Exorbitant legal fees, seemingly endless bureaucracy and an uncertain time investment mean that the decision to pursue legal action against a company or an individual is often fraught with hesitation.

But the founder of a legal-services app says his product now allows users to sue someone with their smartphones and claim awards from class-action lawsuits the same way they’d select a match on Tinder – with a quick “swipe right to sue.”

Since those new services launched Wednesday, the app, known as DoNotPay, has been downloaded more than 10,000 times, according to its founder, Joshua Browder, a 21-year-old senior at Stanford University who has been labeled the “Robin Hood of the internet.”

As an 18-year-old, Browder created a bot that helped people fight parking tickets in New York, London and Seattle, and he later created another bot to help people sue Equifax after a data breach left 143 million American consumers vulnerable to identity theft last year.

Browder is the son of businessman Bill Browder, a well-known critic of Russian President Vladimir Putin. Joshua Browder said the idea for his latest project – which works in all 50 states – came about after numerous people used DoNotPay to recoup as much as $11,000 from Equifax, even after the credit reporting agency appealed.

The updates allow users to sue a defendant for up to $25,000.

“I think people are really upset with how the legal system works,” Browder said. “Lawyers say this app isn’t necessary, but if your issue is below $10,000, no lawyer is going to help, and if they do they’re going to take 50 percent of what you make.”

“The most popular claims so far involve a merchant breaching a contract, such as United Airlines kicking someone off a flight,” Browder said. “There’s a large number of negligence suits, which is very interesting.”

How does it work?

Once opened, the app tells users they can sue anyone by pressing a button. The app then asks several questions about the nature of the filing, as well as users’ name and location, before asking them to fill in the amount they want to sue for.

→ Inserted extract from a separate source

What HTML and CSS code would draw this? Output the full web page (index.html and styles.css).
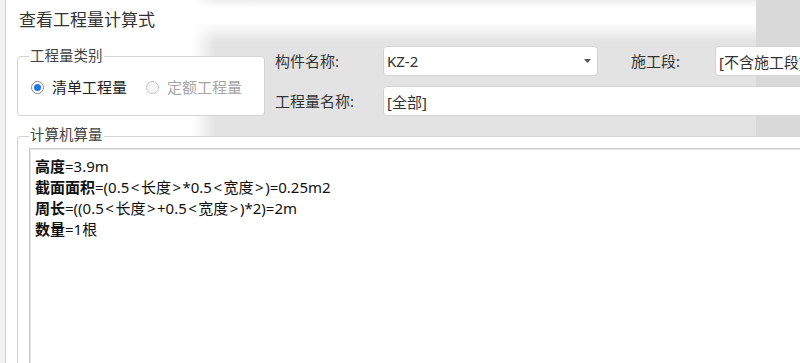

After directing the claim to one of 15 separate legal lanes – such as an automobile accident or recovering personal property – the app provides users with the documents necessary for their suit, including a demand letter, county filing documents and even a strategic script to read in court. Users print out the documents and mail them to the relevant courthouse, setting the lawsuit in motion.

The app can also analyze a user’s receipts and email, and display all the class-action lawsuit settlements they’re eligible for, Browder said.

The service has provoked skepticism from lawyers in recent days, as well as a detailed defense.